L’aumento dei rendimenti, inoltre, non si traduce di per sé in una diminuzione del rischio. Negli ultimi anni il contesto dell’attività d’impresa è cambiato sotto molti aspetti. Ad esempio, dal punto di vista della generazione di cash flow, gli ostacoli più grandi ed evidenti sono rappresentati dall’aumento della spesa per interessi e del costo del lavoro, che riducono drasticamente il calcolo dei profitti.

Meno grave, ma non meno importante, sarà a nostro parere la crescente intensità di capitale che si aggiungerà all’elenco delle sfide per le imprese.

Facendo un passo indietro, la stagnazione economica degli anni 2010 è stata provocata, tra l’altro, dall’eccesso dei risparmi aziendali rispetto agli investimenti. In un contesto di crescita contenuta, le aziende hanno distolto i capitali dai progetti produttivi per “finanziarizzare” i rendimenti attraverso la distribuzione di dividendi più elevati, riacquisti di azioni e operazioni di fusione e acquisizione. Al contempo, la globalizzazione ha permesso alle imprese di esternalizzare la produzione verso i paesi a basso costo, incrementando ulteriormente la redditività. Tutto ciò ha provocato una diminuzione dell’intensità di capitale a livello globale nel corso del decennio.

Da allora il mondo è cambiato. Clienti, dipendenti e investitori chiedono alle imprese un comportamento diverso in molti settori: tra questi, un maggiore rispetto per l’ambiente e una maggiore attenzione ai diritti umani nell’ambito delle catene di approvvigionamento. Per ridurre le emissioni di gas serra, anche attraverso semplici passi, servono capitali, per non parlare dei costi ingenti associati all’ammodernamento di reti elettriche ultracentenarie e a grandi e onerosi progetti ecologici. Anche il passaggio alla deglobalizzazione e all’onshoring richiederà molti capitali. A nostro avviso, gli anni di spesa insufficiente lasceranno il passo ad anni di abbondanti investimenti. Tutto ciò modifica la futura traiettoria dei margini di profitto rispetto a quella degli anni 2010, e non credo che gli investitori ne abbiano tenuto conto.

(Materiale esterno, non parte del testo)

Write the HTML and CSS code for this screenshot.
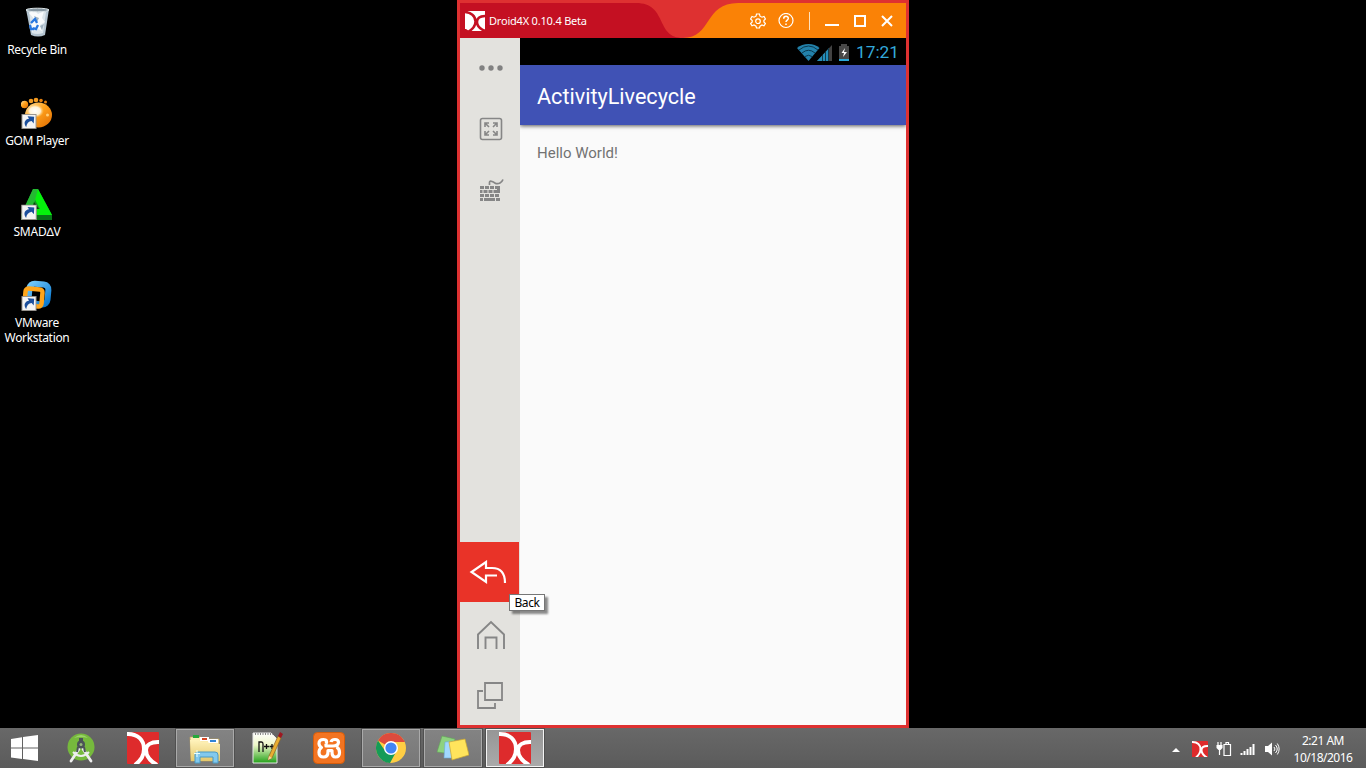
FILE: index.html
```html
<!DOCTYPE html>
<html lang="en">
<head>
<meta charset="utf-8">
<title>Desktop</title>
<link rel="stylesheet" href="styles.css">
</head>
<body>
<svg class="defs" width="0" height="0">
  <defs>
    <linearGradient id="gold" x1="0" y1="0" x2="1" y2="1"><stop offset="0" stop-color="#ffe0a0"/><stop offset=".45" stop-color="#ffa21c"/><stop offset="1" stop-color="#e06a00"/></linearGradient>
    <radialGradient id="shine"><stop offset="0" stop-color="#fff"/><stop offset=".6" stop-color="#fff2d8"/><stop offset="1" stop-color="#ffc058" stop-opacity="0"/></radialGradient>
    <linearGradient id="blue" x1="0" y1="0" x2="1" y2="1"><stop offset="0" stop-color="#72c8fa"/><stop offset="1" stop-color="#0878d0"/></linearGradient>
    <linearGradient id="folder" x1="0" y1="0" x2="0" y2="1"><stop offset="0" stop-color="#fff3bc"/><stop offset="1" stop-color="#e5c86b"/></linearGradient>
    <linearGradient id="page" x1="0" y1="0" x2="0" y2="1"><stop offset="0" stop-color="#fff"/><stop offset=".4" stop-color="#eef8c8"/><stop offset="1" stop-color="#22a018"/></linearGradient>
    <symbol id="shortcut" viewBox="0 0 16 16"><rect x=".5" y=".5" width="15" height="15" fill="#f4f4f4" stroke="#96928c"/><path d="M5 14C1.500 9 4 5.500 8 5L6.500 2.500L13.500 3L13 10L10.800 7.500C7.500 8 5.500 10 5 14Z" fill="#1c4f9c"/></symbol>
    <symbol id="droid" viewBox="0 0 32 32"><rect width="32" height="32" rx="1" fill="#de2b2c"/><path d="M-1 2H1C11 2 17 8 17 17C17 24 14 28 8 33M33 10H31C24 10 19 13 19 18C19 25 23 29 30 33" fill="none" stroke="#fff" stroke-width="4"/></symbol>
  </defs>
</svg>
<main class="desktop">
  <div class="shortcuts">
    <div class="item"><svg width="32" height="32" viewBox="0 0 32 32"><path d="M5 3L28 3L24 29Q17 32 10 29Z" fill="#b4c4d0"/><path d="M8 6L25 6L22 27Q16 29 11 27Z" fill="#dce5eb"/><path d="M8 7L13 4L17 8L23 5L21 12L24 16L19 19L21 25L15 22L11 26L10 18L14 14Z" fill="#f9fbfc"/><path d="M13 10L18 12L16 16ZM19 20L23 18L21 24Z" fill="#9fb2c0"/><ellipse cx="16.500" cy="4" rx="11.500" ry="1.800" fill="#8797a2" stroke="#dce5e8"/><path d="M10 17L14 13L16 17M17 19L15 23L12 22M9 19L10 23L13 23" fill="none" stroke="#2878e0" stroke-width="2.300"/></svg><span>Recycle Bin</span></div>
    <div class="item"><svg width="32" height="32" viewBox="1 -1 32 32"><circle cx="4.500" cy="6.500" r="3.700" fill="url(#gold)"/><circle cx="11" cy="3" r="2.300" fill="#f39a20"/><circle cx="16" cy="2" r="2.300" fill="#f39a20"/><circle cx="21" cy="2.500" r="1.800" fill="#e58110"/><circle cx="25.500" cy="4" r="1.500" fill="#e58110"/><ellipse cx="18.500" cy="17" rx="13.500" ry="12.500" fill="url(#gold)"/><ellipse cx="15" cy="13" rx="9" ry="7" fill="url(#shine)"/><circle cx="27.500" cy="17" r="1.500" fill="#ffcf76"/><use href="#shortcut" x="1" y="16" width="16" height="15"/></svg><span>GOM Player</span></div>
    <div class="item"><svg width="32" height="32" viewBox="1 0 32 32"><path d="M13 1H18L32 27L28 32H1V27Z" fill="#159323"/><path d="M18 1L32 27H11L15 21H20L13 8Z" fill="#05f20c"/><path d="M13 1L18 1L11 27H1Z" fill="#24b932"/><path d="M14 14L19 21H12Z" fill="#08400c"/><path d="M9 27H32V32H9Z" fill="#087319"/><use href="#shortcut" x="1" y="16.500" width="16" height="15.500"/></svg><span class="wide">SMAD∆V</span></div>
    <div class="item"><svg width="32" height="32" viewBox="1 -1 32 32"><rect x="9" y="4" width="19" height="20" rx="5" fill="none" stroke="url(#blue)" stroke-width="6" transform="rotate(5 18 14)"/><rect x="5" y="9" width="17" height="17" rx="3" fill="none" stroke="#ffa51a" stroke-width="4.500" transform="rotate(5 14 18)"/><use href="#shortcut" x="1" y="16" width="16" height="15"/></svg><span>VMware<br>Workstation</span></div>
  </div>

  <section class="window">
    <header class="titlebar">
      <svg class="curves" width="446" height="35" viewBox="0 0 446 35"><path d="M0 0H176C208 0 195 35 223 35H0Z" fill="#c41022"/><path d="M223 35C252 35 244 0 278 0H446V35Z" fill="#fa8206"/></svg>
      <div class="brand"><svg width="20" height="20" viewBox="0 0 20 20"><path d="M0 0H20V20H0Z" fill="#fff"/><path d="M0 0H3L1 2H0ZM0 18H1L4 20H0ZM18 20L20 18V20Z" fill="#c41022"/><path d="M-1 1C6 1 10.500 5 10.500 10.500C10.500 15 8 18 3 21M21 5C15 5 12 7.500 12 11C12 15 15 18 20 20" fill="none" stroke="#c41022" stroke-width="2.500"/></svg><span>Droid4X 0.10.4 Beta</span></div>
      <div class="controls">
        <svg width="16" height="16" viewBox="0 0 16 16"><path d="M6.500 1H9.500L10 3.200L12 4.200L14 3.500L15.400 6L13.900 7.500V9L15.400 10.500L14 12.800L12 12L10 13.100L9.500 15H6.500L6 13.100L4 12L2 12.800L.6 10.500L2.200 9V7.500L.6 6L2 3.500L4 4.200L6 3.200Z"/><circle cx="8" cy="8.200" r="2.300"/></svg>
        <svg width="16" height="16" viewBox="0 0 16 16"><circle cx="8" cy="7.500" r="7"/><path d="M5.700 5.700C5.700 2.500 10.500 2.700 10.300 5.500C10.200 7.100 8 7.200 8 9.100M8 10.500V12" stroke-width="1.500"/></svg>
        <i class="divider"></i>
        <svg width="14" height="14" viewBox="0 0 14 14"><path d="M0 11H14" stroke-width="2"/></svg>
        <svg width="14" height="14" viewBox="0 0 14 14"><rect x="2" y="2" width="10" height="10" stroke-width="2"/></svg>
        <svg width="14" height="14" viewBox="0 0 14 14"><path d="M2 2L12 12M12 2L2 12" stroke-width="2"/></svg>
      </div>
    </header>
    <div class="content">
      <aside class="tools">
        <div class="tool"><svg width="26" height="8" viewBox="0 0 26 8" class="solid"><circle cx="4" cy="4" r="2.700"/><circle cx="13" cy="4" r="2.700"/><circle cx="22" cy="4" r="2.700"/></svg></div>
        <div class="tool"><svg width="24" height="24" viewBox="0 0 24 24"><rect x="1.500" y="1.500" width="21" height="21" rx="2" stroke-width="1.600"/><path d="M6 10V6H10M6 6L10 10M14 6H18V10M18 6L14 10M6 14V18H10M6 18L10 14M18 14V18H14M18 18L14 14" stroke-width="1.600"/></svg></div>
        <div class="tool"><svg width="26" height="24" viewBox="0 0 26 24"><path d="M11.500 7V4.500Q11.500 2.500 14 3.500C18 5 18 7 22 5Q24 4 25 1.500" stroke-width="1.700"/><path d="M2 9.500H22M2 17.500H22" stroke-width="3" stroke-dasharray="4 1"/><path d="M2 13.500H22" stroke-width="3" stroke-dasharray="2.500 1 4 1 4 1 4 1"/><path d="M2 21.500H5M6 21.500H17M18 21.500H22M20.500 8V15" stroke-width="3"/></svg></div>
        <div class="tool back"><svg width="38" height="26" viewBox="0 0 38 26"><path d="M28 15.500H17V22L2.500 12L17 2V8H23C32 8 36 14 36 23" stroke-width="2.200"/></svg></div>
        <div class="tool home"><svg width="30" height="30" viewBox="0 0 30 30"><path d="M2 29V14.500L15 2L28 14.500V29M9.500 29V17.500H20.500V29" stroke-width="1.900"/></svg></div>
        <div class="tool recent"><svg width="28" height="28" viewBox="0 0 28 28"><path d="M9 2H26V19H9ZM7 10H2V27H19V22" stroke-width="1.800"/></svg></div>
      </aside>
      <article class="phone">
        <div class="status">
          <svg width="60" height="22" viewBox="0 0 60 22"><path d="M11.500 20L0 7C6 1.500 17 1.500 22.500 7Z" fill="#2382ab"/><path d="M2 9Q11.500 1 21 9M5 12Q11.500 6.500 18 12M8 15.500Q11.500 13 15 15.500" fill="none" stroke="#0a394f" stroke-width="1"/><path d="M20 20L35 4V20Z" fill="#424242"/><path d="M20 20L31 8.200V20Z" fill="#238db9"/><path d="M25.500 14V20M28.500 11V20M31.500 7V20" stroke="#123c4c"/><path d="M42 5H44V3H50V5H52V20H42Z" fill="#484848"/><path d="M42 18H52V20H42Z" fill="#2aa8d8"/><path d="M48 7L44.500 12H47L46 16L50 11H47Z" fill="#fff"/></svg>
          <time>17:21</time>
        </div>
        <header class="appbar"><h1>ActivityLivecycle</h1></header>
        <p class="hello">Hello World!</p>
      </article>
    </div>
    <div class="tooltip"><span>Back</span></div>
  </section>
</main>

<footer class="taskbar">
  <div class="start"><svg width="27" height="27" viewBox="0 0 27 27"><path d="M0 4L11 2.200V12.500H0ZM12 2L27 0V12.500H12ZM0 13.500H11V24L0 22.500ZM12 13.500H27V26L12 24Z" fill="#fff"/></svg></div>
  <nav class="apps">
    <div class="app"><svg width="32" height="32" viewBox="0 0 32 32"><circle cx="16" cy="15" r="13.500" fill="#76b93d"/><path d="M9 6Q16 0 23 6Q15 4 9 6" fill="#9bd26a"/><path d="M14 17L6 29M18 17L26 29" stroke="#eee" stroke-width="2.800" stroke-linecap="round"/><path d="M8 20Q16 28 24 20" fill="none" stroke="#eee" stroke-width="2"/><path d="M14 6H18V9H14Z" fill="#4b5357"/><circle cx="16" cy="12.500" r="4" fill="#4b5357"/><path d="M13 15L12 20M19 15L20 20" stroke="#4b5357" stroke-width="2"/><circle cx="16" cy="12.500" r="1.500" fill="#96b77c"/></svg></div>
    <div class="app"><svg width="32" height="32"><use href="#droid"/></svg></div>
    <div class="app open"><svg width="34" height="32" viewBox="0 0 34 32"><path d="M2 5H13L15 7H31V29H3Z" fill="url(#folder)" stroke="#bca15a" stroke-width=".7"/><path d="M5 3H11V6H5Z" fill="#25a83a"/><path d="M12 5H21V9H12Z" fill="#fff"/><path d="M14 6H19V8H14Z" fill="#d44524"/><path d="M20 7H30V11H20Z" fill="#fff"/><path d="M22 8H28V10H22Z" fill="#3184d6"/><path d="M2 8H11L13 10H20L22 12H32V29H3Z" fill="url(#folder)"/><path d="M7 31V23Q7 20 10 20H27Q30 20 30 23V31H25V25H12V31Z" fill="#83c9ed" stroke="#4a9ac4"/><path d="M9 18V25M6 21.500H12" stroke="#e8ffff"/></svg></div>
    <div class="app"><svg width="32" height="34" viewBox="0 0 32 34"><path d="M2 2H20L26 8V32H2Z" fill="url(#page)" stroke="#e8e8e8"/><path d="M4 3H22" stroke="#888" stroke-dasharray="1 1.500" stroke-width="2"/><path d="M8 21V11H10.500Q12 11 12 13V21M13 15.500H18M15.500 13V18M18.500 15.500H23.500M21 13V18" fill="none" stroke="#111" stroke-width="1.300"/><path d="M18 25L27 5L30 7L21 27L17 29Z" fill="#e9ad31" stroke="#886225" stroke-width=".7"/><path d="M27 5L29 1L32 3L30 7Z" fill="#9e1720"/><path d="M17 29L18 25L21 27Z" fill="#f7d5a0"/></svg></div>
    <div class="app"><svg width="32" height="32" viewBox="0 0 32 32"><rect x=".5" y=".5" width="31" height="31" rx="4" fill="#f37421" stroke="#d65d0b"/><path d="M13 12V14H20Q25 14 25.500 10.500Q25.500 7.500 22 7.500Q18.500 7.500 18 10M13 12Q15 7.500 10.500 7.500Q6 7.500 6 11.500Q6 14 8.500 15.500Q6 17 6 20.500Q6 25 10.500 25Q15 25 15 20V18.500H19V20Q19 25 22.500 25Q26.500 25 26.500 20.500Q26.500 16.500 23.500 15" fill="none" stroke="#fff" stroke-width="3.200" stroke-linejoin="round"/></svg></div>
    <div class="app open"><svg width="30" height="30" viewBox="0 0 30 30"><circle cx="15" cy="15" r="15" fill="#ffce44"/><path d="M15 15L2 7.500A15 15 0 0 1 28 7.500L29 9H15Z" fill="#dd4b3d"/><path d="M2 7.500A15 15 0 0 0 14 30L20 19L15 15L8.500 17Z" fill="#159b57"/><circle cx="15" cy="15" r="7" fill="#fff"/><circle cx="15" cy="15" r="5.600" fill="#4285f4"/></svg></div>
    <div class="app open"><svg width="32" height="28" viewBox="0 0 32 28"><path d="M5 2L18 5L15 20L0 18Z" fill="#8ed27f" stroke="#61a755" stroke-width=".6"/><path d="M8 8L21 7L22 24L7 24Z" fill="#a1d8ff" stroke="#6caad5" stroke-width=".6"/><path d="M12 8L28 5L32 21L15 26Z" fill="#ffe45c" stroke="#c8a530" stroke-width=".7"/></svg></div>
    <div class="app open active"><svg width="32" height="32"><use href="#droid"/></svg></div>
  </nav>
  <div class="tray">
    <svg width="8" height="5" viewBox="0 0 8 5"><path d="M0 5L4 1L8 5Z" fill="#fff"/></svg>
    <svg width="16" height="16"><use href="#droid"/></svg>
    <svg width="16" height="16" viewBox="0 0 16 16"><path d="M2 1V4M5 1V4M3.500 8V14" stroke="#fff" stroke-width="1.200"/><path d="M.5 4H6.500V7L4.500 9H2.500L.5 7Z" fill="#fff"/><path d="M8 3.500H14.500V14.500H8ZM10 3V1.500H12.500V3" fill="none" stroke="#fff" stroke-width="1.200"/></svg>
    <svg width="16" height="16" viewBox="0 0 16 16"><path d="M1.500 12V14M4.500 10V14M7.500 8V14M10.500 6V14M13.500 3V14" stroke="#fff" stroke-width="2"/></svg>
    <svg width="16" height="16" viewBox="0 0 16 16"><path d="M1 5H4L8 1.500V14.500L4 11H1Z" fill="#fff"/><path d="M10 6Q12 8 10 10M11.500 4Q15 8 11.500 12M13.300 2.500Q17 8 13.300 13.500" fill="none" stroke="#fff"/></svg>
    <div class="clock"><span>2:21 AM</span><span>10/18/2016</span></div>
  </div>
</footer>
</body>
</html>
```
FILE: styles.css
```css
* { box-sizing: border-box; }
body { margin: 0; width: 1366px; height: 768px; overflow: hidden; background: #000; display: flex; flex-direction: column; font-family: "Noto Sans", sans-serif; }
svg { display: block; flex: none; }
.defs { position: absolute; }
.desktop { height: 728px; display: flex; }
.shortcuts { width: 457px; padding: 6px 0 0; display: grid; grid-template-columns: 74px; grid-auto-rows: 91px; align-content: start; }
.item { display: flex; flex-direction: column; align-items: center; color: #fff; font-size: 12px; line-height: 15px; text-align: center; gap: 4px; letter-spacing: -.33px; white-space: nowrap; }
.item .wide { letter-spacing: -.2px; }
.window { position: relative; width: 452px; height: 728px; border: 3px solid #de3131; display: flex; flex-direction: column; }
.titlebar { position: relative; height: 35px; background: #de3131; display: flex; justify-content: space-between; flex: none; }
.curves { position: absolute; inset: 0; }
.brand { position: relative; display: flex; align-items: center; padding-left: 5px; gap: 4px; color: #fff; font: 11px/16px "Noto Sans", sans-serif; letter-spacing: -.2px; white-space: nowrap; }
.controls { position: relative; display: flex; align-items: center; padding-right: 12px; }
.controls svg { fill: none; stroke: #fff; stroke-width: 1.2; }
.controls svg + svg { margin-left: 12px; }
.controls .divider + svg { margin-left: 15px; }
.controls .divider + svg ~ svg { margin-left: 14px; }
.controls .divider + svg ~ svg:last-child { margin-left: 13px; }
.divider { width: 1px; height: 18px; background: #ffe1bd; margin-left: 15px; }
.content { display: flex; flex: 1; min-height: 0; }
.tools { width: 60px; background: #e3e2de; display: flex; flex-direction: column; }
.tool { height: 61px; padding-left: 1px; display: flex; align-items: center; justify-content: center; flex: none; }
.tool:first-child { height: 60px; }
.tool svg { fill: none; stroke: #868686; }
.tool .solid { fill: #818181; stroke: none; }
.tool.back { height: 60px; width: 59px; padding: 2px 3px 0 0; background: #e93328; margin-top: auto; }
.tool.back svg { stroke: #fff; }
.tool.home { height: 62px; padding-top: 3px; }
.tool.recent { padding-left: 0; }
.phone { flex: 1; background: #fafafa; font-family: Roboto, sans-serif; overflow: hidden; }
.status { height: 27px; background: #000; color: #33a9dc; display: flex; align-items: center; justify-content: flex-end; gap: 0; padding-right: 7px; font-size: 17.3px; }
.status svg { margin-right: -1px; }
.appbar { height: 60px; background: #4052b5; padding: 0 17px; display: flex; align-items: center; box-shadow: 0 1px 4px rgba(0,0,0,.65); clip-path: inset(0 0 -8px); }
.appbar h1 { margin: 0; padding-top: 2px; color: #fff; font-size: 21.600px; font-weight: 400; white-space: nowrap; }
.hello { margin: 18px 17px; color: #727272; font-size: 15px; line-height: 20px; }
.tooltip { position: absolute; left: 49px; top: 591px; width: 36px; height: 17px; border: 1px solid #767676; background: #fff; color: #000; font-size: 12px; line-height: 15px; text-align: center; letter-spacing: -.4px; box-shadow: 3px 3px 2px rgba(0,0,0,.45); }
.taskbar { height: 40px; display: flex; background: linear-gradient(#686868, #5b5b5b); }
.start { width: 50px; padding-right: 1px; display: flex; align-items: center; justify-content: center; }
.apps { display: flex; gap: 4px; padding-left: 2px; }
.app { width: 58px; height: 40px; display: flex; align-items: center; justify-content: center; }
.app.open { height: 38px; margin-top: 1px; border: 1px solid #aaa; background: linear-gradient(#838383, #777); box-shadow: 0 0 0 1px #505050; }
.app.active { border-color: #f4f4f4; background: linear-gradient(#969696, #aaa); }
.tray { margin-left: auto; display: flex; align-items: center; gap: 8px; padding-right: 13px; }
.tray svg { margin-top: 2px; }
.tray svg:first-child { margin-right: 4px; }
.clock { width: 60px; display: flex; flex-direction: column; align-items: center; color: #fff; font-size: 12px; line-height: 17px; letter-spacing: -.5px; white-space: nowrap; margin-left: 5px; padding-top: 1px; }
```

Le apparenze a volte ingannano

Il rendimento cedolare medio di un’obbligazione high yield statunitense è prossimo al 10%. Quanti di questi mutuatari indebitati hanno progetti in grado di generare un rendimento complessivo superiore al 10% in un quadro di debolezza della domanda, costi operativi nettamente più elevati e aumento degli investimenti? In queste circostanze, le aziende capaci di adattarsi a un contesto di tassi d’interesse più elevati, realizzando al contempo risultati superiori ai loro alti costi del capitale, tenderanno a riacquistare le loro obbligazioni sottovalutate, mentre le altre andranno probabilmente in default. Di conseguenza, questi rendimenti del 10% potrebbero rivelarsi effimeri. In altre parole, sono “rendimenti illusori”.

Il passaggio dalla scarsità all’abbondanza di rendimento è uno sviluppo entusiasmante, che deve tuttavia essere affrontato con cautela. Gli aumenti dei tassi delle banche centrali sono finalizzati a ridurre l’inflazione e la domanda aggregata. In parole povere, il rialzo dei tassi rende il contesto operativo più difficile per le imprese e irto di tensioni economiche e finanziarie.

Se gli indici aziendali di leva finanziaria e di copertura degli oneri finanziari sembrano oggi “normali”, ciò è dovuto in gran parte agli elevati profitti del passato. Non credo che questo sia il modo giusto di inquadrare la situazione. Il debito e la leva finanziaria assumono la massima importanza nei periodi di tensione sui bilanci. Ritengo che la riduzione dei profitti e dei margini (i cui tempi e la cui entità mi sembrano incerti) sarà accompagnata da stress finanziario ed eventi di credito. Di conseguenza, le imprese più deboli che hanno contratto debiti in misura superiore alle loro possibilità potrebbero non riuscire a fornire i rendimenti obbligazionari promessi.